1. Detachment from the Result: Every trade, especially those involving gaps, must be treated as an isolated event. If you lose money on a perfectly executed trade due to an unpredictable spike, that loss must be accepted as the cost of doing business. Allowing a single loss to trigger emotional trading in the next setup is the fastest path to failure.

2. Risk Sizing as Emotional Insurance: Proper risk sizing is your emotional insurance policy. If you risk only 1% of your capital on a trade following a gap, the financial pain of being wrong is minimal. This minimal pain allows your rational mind to remain dominant, preventing impulsive decisions driven by panic or greed.

3. Journaling Gap Reactions: For beginners, documenting the emotional state during gap trading is crucial. Ask yourself:

   * What was my immediate impulse upon seeing the gap? (e.g., Fear, Greed)
   * Did I deviate from my pre-set plan? If so, why?
   * How did I manage my stop loss?

Reviewing these entries helps build self-awareness, which is the foundation of robust trading psychology.
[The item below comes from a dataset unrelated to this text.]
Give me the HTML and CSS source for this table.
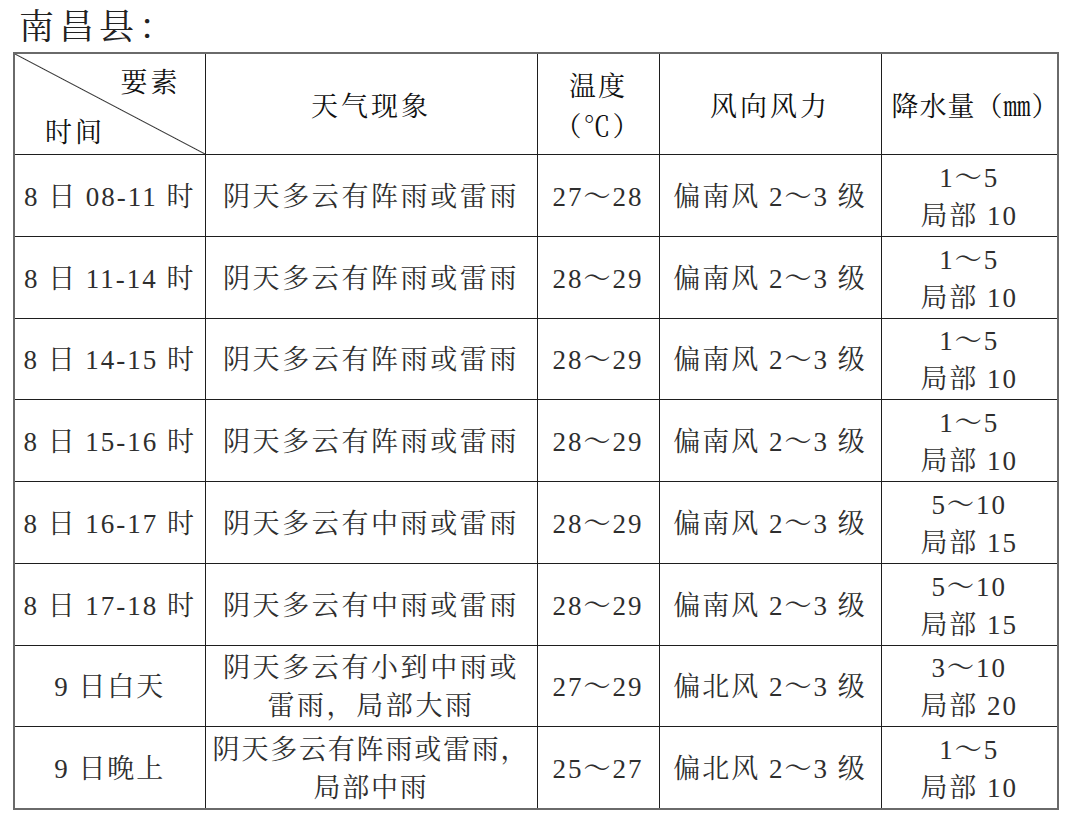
FILE: index.html
```html
<!DOCTYPE html>
<html lang="zh-CN">
<head>
<meta charset="utf-8">
<link rel="stylesheet" href="styles.css">
</head>
<body>
<div class="page">
  <h1 class="title">南昌县：</h1>
  <table class="fc">
    <colgroup>
      <col class="c1"><col class="c2"><col class="c3"><col class="c4"><col class="c5">
    </colgroup>
    <thead>
      <tr>
        <th class="diag">
          <div class="d-top">要素</div>
          <div class="d-bot">时间</div>
        </th>
        <th>天气现象</th>
        <th class="two">温度<br>（℃）</th>
        <th>风向风力</th>
        <th class="rain">降水量（㎜）</th>
      </tr>
    </thead>
    <tbody>
      <tr><td>8 日 08-11 时</td><td>阴天多云有阵雨或雷雨</td><td>27～28</td><td>偏南风 2～3 级</td><td class="ml">1～5<br>局部 10</td></tr>
      <tr><td>8 日 11-14 时</td><td>阴天多云有阵雨或雷雨</td><td>28～29</td><td>偏南风 2～3 级</td><td class="ml">1～5<br>局部 10</td></tr>
      <tr><td>8 日 14-15 时</td><td>阴天多云有阵雨或雷雨</td><td>28～29</td><td>偏南风 2～3 级</td><td class="ml">1～5<br>局部 10</td></tr>
      <tr><td>8 日 15-16 时</td><td>阴天多云有阵雨或雷雨</td><td>28～29</td><td>偏南风 2～3 级</td><td class="ml">1～5<br>局部 10</td></tr>
      <tr><td>8 日 16-17 时</td><td>阴天多云有中雨或雷雨</td><td>28～29</td><td>偏南风 2～3 级</td><td class="ml">5～10<br>局部 15</td></tr>
      <tr><td>8 日 17-18 时</td><td>阴天多云有中雨或雷雨</td><td>28～29</td><td>偏南风 2～3 级</td><td class="ml">5～10<br>局部 15</td></tr>
      <tr><td>9 日白天</td><td class="ml">阴天多云有小到中雨或<br>雷雨，局部大雨</td><td>27～29</td><td>偏北风 2～3 级</td><td class="ml">3～10<br>局部 20</td></tr>
      <tr><td>9 日晚上</td><td class="ml wide">阴天多云有阵雨或雷雨，<br>局部中雨</td><td>25～27</td><td>偏北风 2～3 级</td><td class="ml">1～5<br>局部 10</td></tr>
    </tbody>
  </table>
</div>
</body>
</html>
```

FILE: styles.css
```css
html, body {
  margin: 0;
  padding: 0;
  background: #ffffff;
}

body {
  font-family: "Liberation Serif", "Noto Serif CJK SC", "Noto Sans CJK SC", serif;
  color: #2e2e2e;
}

.page {
  padding: 6px 0 0 13px;
}

.title {
  margin: 0 0 2px 6px;
  font-size: 35px;
  font-weight: normal;
  letter-spacing: 5px;
  line-height: 44px;
  height: 44px;
  color: #222;
}

.fc {
  border-collapse: collapse;
  table-layout: fixed;
  width: 1045px;
  border: 2px solid #6a6a6a;
}

.c1 { width: 191px; }
.c2 { width: 332px; }
.c3 { width: 122px; }
.c4 { width: 222px; }
.c5 { width: 177px; }

.fc th,
.fc td {
  border: 1.5px solid #1e1e1e;
  padding: 0;
  text-align: center;
  vertical-align: middle;
  white-space: nowrap;
  font-size: 27px;
}

.fc th {
  height: 95px;
  padding-top: 5px;
  font-weight: normal;
  color: #111;
  letter-spacing: 3px;
  line-height: 40px;
}

.fc td {
  height: 77.75px;
  padding-top: 3px;
  letter-spacing: 2px;
  line-height: 38px;
}

.fc td:nth-child(2) {
  letter-spacing: 2.6px;
}

.fc th.rain {
  letter-spacing: 1px;
  font-size: 27px;
  text-align: left;
  padding-left: 10px;
}

.fc th.two {
  line-height: 40px;
  letter-spacing: 2px;
}

.fc td.wide {
  letter-spacing: 1.8px;
}

.fc th.diag {
  background: linear-gradient(to top right,
    transparent calc(50% - 1px),
    #333 50%,
    transparent calc(50% + 1px));
  text-align: left;
  line-height: 32px;
  padding-top: 0;
  height: 100px;
}

.d-top {
  text-align: right;
  padding-right: 24px;
  margin-bottom: 18px;
  margin-top: 8px;
}

.d-bot {
  padding-left: 30px;
}
```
Conclusion: Mastery Over Momentum

Trading high-volatility futures gaps is a severe test of mental fortitude. These events strip away the comfort of predictable price action and force traders to confront their deepest biases—FOMO, anchoring, and the desire for certainty.

Success in this environment is not about predicting whether the gap will fill tomorrow; it is about maintaining emotional equilibrium in the face of extreme price swings today. By preparing meticulously, adhering to strict risk parameters (as informed by concepts like Understanding Risk-Reward Ratios in Futures Trading), and respecting the raw momentum of the market, a beginner can transform the fear associated with gaps into a calculated opportunity. Mastery over the gap begins, and ends, with mastery over the self.